В принципе, такой тип анализа поднимает перед нами несколько проблем, связанных с мифом, мифотворчеством и методом исследования. Во-первых, структурный анализ предлагает четко разработанную поэтику мифа, на которую мы будем опираться и в дальнейшем, но все-таки он работает в "горизонтальной" плоскости. Для анализа модернистских произведений, где миф и его элементы играют подчиненную, функциональную роль, данный метод анализа может быть вполне удовлетворительным. Но если его применить к произведениям современных английских романистов, то он будет плохо работать, поскольку многие традиционные оппозиции трансформировались, приобрели объем. Отнесение любого такого произведения к поэтике мифотворчества будет натяжкой.

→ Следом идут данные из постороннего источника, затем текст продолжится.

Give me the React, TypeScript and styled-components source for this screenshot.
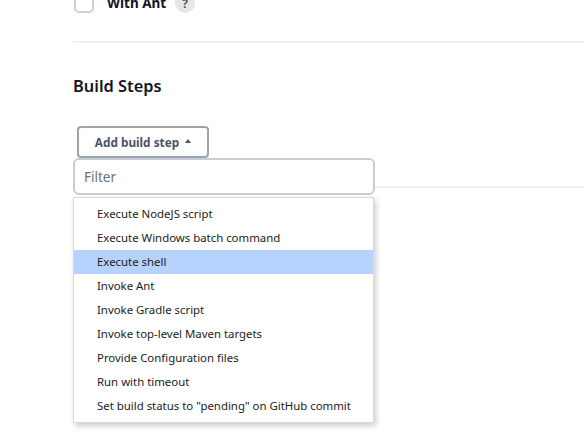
import React from "react";
import styled, { createGlobalStyle } from "styled-components";

const Global = createGlobalStyle`
  html, body { margin: 0; padding: 0; background: #fff; }
  body { font-family: "Noto Sans", "Open Sans", sans-serif; color: #14141f; }
`;

const Page = styled.div`
  position: relative;
  width: 584px;
  height: 434px;
  overflow: hidden;
  padding-left: 73px;
  box-sizing: border-box;
`;

const OptionRow = styled.div`
  display: flex;
  align-items: center;
  margin-top: -9px;
  height: 24px;
  padding-left: 1px;
`;

const Checkbox = styled.span`
  width: 20px;
  height: 20px;
  box-sizing: border-box;
  border: 2px solid #c9d2d8;
  border-radius: 5px;
  margin-right: 13px;
`;

const OptionLabel = styled.span`
  font-size: 13.5px;
  font-weight: 700;
  color: #14141f;
  margin-right: 9px;
`;

const Help = styled.span`
  width: 20px;
  height: 20px;
  border-radius: 50%;
  background: #e6e6e9;
  color: #55555f;
  font-size: 12px;
  font-weight: 700;
  display: flex;
  align-items: center;
  justify-content: center;
`;

const Divider = styled.div<{ $top: number }>`
  height: 2px;
  background: #f0f0f3;
  margin-top: ${(p) => p.$top}px;
`;

const Heading = styled.h2`
  margin: 30px 0 0 0;
  font-size: 16.4px;
  font-weight: 600;
  line-height: 26px;
  color: #14141f;
`;

const StepArea = styled.div`
  position: relative;
  margin-top: 27px;
  padding-left: 4px;
`;

const AddButton = styled.button`
  height: 32px;
  width: 132px;
  box-sizing: border-box;
  border: 2px solid #9aa4ae;
  border-radius: 4px;
  background: #fff;
  color: #4b5366;
  font-family: "Noto Sans", "Open Sans", sans-serif;
  font-size: 11.8px;
  font-weight: 700;
  display: flex;
  align-items: center;
  justify-content: center;
  gap: 6px;
  padding: 0;
`;

const Caret = styled.span`
  width: 0;
  height: 0;
  border-left: 3.5px solid transparent;
  border-right: 3.5px solid transparent;
  border-bottom: 4px solid #4b5366;
  margin-top: -2px;
`;

const Dropdown = styled.div`
  position: absolute;
  left: 0;
  top: 32px;
  width: 302px;
  z-index: 2;
`;

const FilterInput = styled.div`
  height: 37px;
  box-sizing: border-box;
  border: 2px solid #c6ced3;
  border-radius: 6px;
  background: #fff;
  display: flex;
  align-items: center;
  padding-left: 9px;
  font-size: 13.5px;
  color: #6f7177;
`;

const Menu = styled.ul`
  list-style: none;
  margin: 2px 0 0 0;
  padding: 4px 0;
  width: 301px;
  background: #fff;
  border: 1px solid #d9d9d9;
  box-sizing: border-box;
  box-shadow: 2px 3px 6px rgba(0, 0, 0, 0.2);
`;

const Item = styled.li<{ $active?: boolean }>`
  height: 24px;
  line-height: 24px;
  padding-left: 23px;
  font-size: 11.4px;
  color: #1b1b1b;
  background: ${(p) => (p.$active ? "#b5d3fd" : "transparent")};
  white-space: nowrap;
`;

const LowerDivider = styled.div`
  height: 2px;
  background: #f0f0f3;
  margin-top: 28px;
`;

const items = [
  "Execute NodeJS script",
  "Execute Windows batch command",
  "Execute shell",
  "Invoke Ant",
  "Invoke Gradle script",
  "Invoke top-level Maven targets",
  "Provide Configuration files",
  "Run with timeout",
  'Set build status to "pending" on GitHub commit',
];

export default function App() {
  return (
    <>
      <Global />
      <Page>
        <OptionRow>
          <Checkbox />
          <OptionLabel>With Ant</OptionLabel>
          <Help>?</Help>
        </OptionRow>
        <Divider $top={26} />
        <Heading>Build Steps</Heading>
        <StepArea>
          <AddButton>
            Add build step <Caret />
          </AddButton>
          <Dropdown>
            <FilterInput>Filter</FilterInput>
            <Menu>
              {items.map((t) => (
                <Item key={t} $active={t === "Execute shell"}>
                  {t}
                </Item>
              ))}
            </Menu>
          </Dropdown>
        </StepArea>
        <LowerDivider />
      </Page>
    </>
  );
}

В романе Д. Барнса "История мира в 10,5 главах" в главах, использующих мифологические мотивы и мифологемы, также деформируются традиционные элементы поэтики мифа, но в силу того, что принцип, который управляет этой деформацией, иной, данное произведение Барнса вряд ли можно отнести к разряду мифотворчества. В романе авторская дистанцированность, неучастие в происходящем, сознательная деструкция мифологических мотивов и тем (что позволяет отнести данное произведение к разряду постмодернистских) не творит мифа, скорее разрушает старые мифологические схемы. Нам представляется, что деструкция одна не способна породить миф. Традиционный миф всегда говорит о созидании, о рождении, даже эсхатологические тексты предполагают отдаленное возрождение и золотой век.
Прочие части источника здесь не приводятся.